There’s a woman who lives down the street (let’s call her Ida here on the public interwebs, for what it’s worth)…
Every morning (and at several other times throughout the day), she sits meditatively on her porch welcoming everyone who walks by. She’s like royalty on our street, with passers-by paying their respects in small talk (as sweet as she is, sometimes, when I’m feeling particularly introverted, I walk my dog the other way so as to bypass the formalities, I hate to admit).
For this last year that we’ve lived here on this street, she’s had her daughter and 4–5 grandkids living with her. After getting to know them, I learned that Ida had been battling cancer and they were there to provide support and whatnot while her daughter’s husband remained in Ireland working as a computer programmer.

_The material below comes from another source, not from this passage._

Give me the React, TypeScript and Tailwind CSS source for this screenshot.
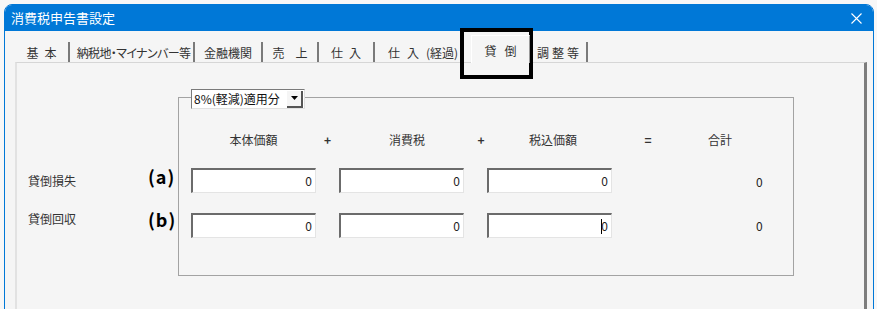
import { JSX } from "react";

const font = "font-['Noto_Sans_CJK_JP','Noto_Sans',sans-serif]";

type Tab = { parts: string[]; w: string; gap: string; noSep?: boolean };

const tabs: Tab[] = [
  { parts: ["基", "本"], w: "w-[55px]", gap: "gap-[6px]" },
  { parts: ["納税地・マイナンバー等"], w: "w-[125px]", gap: "gap-0" },
  { parts: ["金融機関"], w: "w-[68px]", gap: "gap-0" },
  { parts: ["売", "上"], w: "w-[56px]", gap: "gap-[11px]" },
  { parts: ["仕", "入"], w: "w-[56px]", gap: "gap-[6px]" },
  { parts: ["仕", "入", "(経過)"], w: "w-[96px]", gap: "gap-[7px]", noSep: true },
];

const NumBox = ({ caret = false }: { caret?: boolean }): JSX.Element => (
  <div className="w-[125px] h-[25px] bg-white border-t-2 border-l-2 border-t-[#6b6b6b] border-l-[#6b6b6b] border-b border-r border-b-[#e4e4e4] border-r-[#e4e4e4] flex items-center justify-end pr-[3px] text-[12px] text-[#1e1e1e]">
    {caret && <span className="w-px h-[15px] bg-black mr-[-1px]" />}
    <span>0</span>
  </div>
);

const App = (): JSX.Element => {
  return (
    <div className={`relative w-[877px] h-[309px] overflow-hidden bg-[#f7f7f7] pt-[4px] pl-[4px] ${font}`}>
      <div className="w-[870px] h-[330px] border border-[#0078d7] rounded-t-[8px] bg-[#f5f5f5] flex flex-col overflow-hidden">
        {/* title bar */}
        <div className="h-[26px] shrink-0 bg-[#0078d7] flex items-center justify-between pl-[6px] pr-[10px] text-white text-[13px]">
          <span>消費税申告書設定</span>
          <svg width="11" height="11" viewBox="0 0 11 11" className="mr-[1px]">
            <path d="M0.5 0.5 L10.5 10.5 M10.5 0.5 L0.5 10.5" stroke="white" strokeWidth="1.1" />
          </svg>
        </div>

        <div className="pl-[10px] pr-[6px] flex flex-col">
          {/* tab row */}
          <div className="h-[31px] flex items-end text-[12px] text-[#333] whitespace-nowrap [font-feature-settings:'palt']">
            {tabs.map((t) => (
              <div
                key={t.parts.join("")}
                className={`${t.w} h-[20px] shrink-0 flex items-center justify-center ${t.noSep ? "" : "border-r-2 border-r-[#7a7a7a]"}`}
              >
                <span className={`mt-[1px] flex ${t.gap} ${t.parts[0].length > 6 ? "tracking-[-0.6px] ml-[4px]" : ""}`}>
                  {t.parts.map((p) => (
                    <span key={p}>{p}</span>
                  ))}
                </span>
              </div>
            ))}
            <div className="w-[59px] h-[28px] shrink-0 mb-[-1px] bg-[#f5f5f5] border-l border-t border-l-white border-t-white border-r border-r-[#9a9a9a] flex items-start justify-center gap-[8px] pt-[6px] relative z-10">
              <span>貸</span>
              <span>倒</span>
            </div>
            <div className="w-[58px] h-[20px] shrink-0 flex items-center justify-center gap-[3px] border-r-2 border-r-[#7a7a7a]">
              <span className="mt-[1px]">調</span>
              <span className="mt-[1px]">整</span>
              <span className="mt-[1px]">等</span>
            </div>
          </div>

          {/* panel */}
          <div className="w-[852px] h-[280px] border-t border-t-[#d6d6d6] border-l-2 border-l-[#e2e2e2] border-r-[3px] border-r-[#7d7d7d] flex pl-[11px] text-[12px] text-[#333]">
            <div className="mt-[34px] w-[150px] flex">
              <div className="flex-1 flex flex-col pt-[76px]">
                <span className="leading-[16px]">貸倒損失</span>
                <span className="leading-[16px] mt-[22px]">貸倒回収</span>
              </div>
              <div className="w-[30px] pr-[2px] flex flex-col pt-[67px] text-[18px] font-bold text-black">
                <span className="leading-[24px] tracking-[1px]">(a)</span>
                <span className="leading-[24px] tracking-[1px] mt-[19px]">(b)</span>
              </div>
            </div>

            <div className="relative mt-[34px] w-[616px] h-[179px] border border-[#a3a3a3] pl-[12px] flex flex-col">
              {/* combo box on the frame */}
              <div className="absolute left-[12px] -top-[9px] w-[114px] h-[20px] bg-white border-t border-l border-t-[#7a7a7a] border-l-[#7a7a7a] border-b border-r border-b-[#e0e0e0] border-r-[#e0e0e0] flex items-center">
                <span className="pl-[2px] flex-1 text-[12px] text-[#111] leading-none">8%(軽減)適用分</span>
                <div className="w-[16px] h-[17px] mr-[1px] bg-[#f5f5f5] border-r-2 border-b-2 border-r-[#555] border-b-[#555] flex items-center justify-center">
                  <svg width="7" height="4" viewBox="0 0 7 4">
                    <path d="M0 0 L7 0 L3.5 4 Z" fill="black" />
                  </svg>
                </div>
              </div>

              <div className="mt-[34px] h-[16px] flex items-center leading-[16px]">
                <span className="w-[125px] text-center">本体価額</span>
                <span className="w-[23px] text-center font-bold">+</span>
                <span className="w-[136px] text-center">消費税</span>
                <span className="w-[12px] text-center font-bold">+</span>
                <span className="w-[132px] text-center">税込価額</span>
                <span className="w-[58px] text-center font-bold">=</span>
                <span className="w-[86px] text-center">合計</span>
              </div>

              <div className="mt-[20px] flex items-center gap-[23px]">
                <NumBox />
                <NumBox />
                <NumBox />
                <span className="ml-[121px] mt-[3px] text-[#222]">0</span>
              </div>
              <div className="mt-[20px] flex items-center gap-[23px]">
                <NumBox />
                <NumBox />
                <NumBox caret />
                <span className="ml-[121px] mt-[1px] text-[#222]">0</span>
              </div>
            </div>
          </div>
        </div>
      </div>

      {/* annotation frame around the selected tab */}
      <div className="absolute left-[460px] top-[28px] w-[73px] h-[51px] border-[4px] border-black" />
    </div>
  );
};

export default App;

The house was always buzzing with kids as grandma Ida (and grandpa, sometimes) sat on the porch, taking in the fresh outdoor air and bathing in the warm frenzy of their grandkids.
This last week, I learned that Ida’s daughter and the grandkids were moving to LA. Her husband got a job there and apparently, Ida was making a full recovery.
Just today, I walked by to see Ida perched on her rocking chair where she’s usually stationed. I made the mention (I’m really bad at small talk), “Kinda quiet with the kiddos not around, huh?” (see what I mean?) and I noticed she was sobbing (no, I don’t think I made her cry — she seemed to be crying already).
“Yes, it’s horrible… Just struggling through it here.”
I felt that pain, like a dagger in my heart. There was nothing I could say to make it better.
“Well, if you need anything, don’t hesitate to let us know, Ida.” And after a few more words and a nod goodbye, I walked on as she wiped tears away from her weathered cheeks.
This little exchange with Ida made me wonder…
Maybe the doctors said she was ‘well’, but I think, right now, she’d probably rather choose cancer and the grandkids instead of being ‘well’ without them.
Kinda made me realize how subjective ‘wellness’ actually is. Because when your heart hurts, who cares about the rest of the body, right?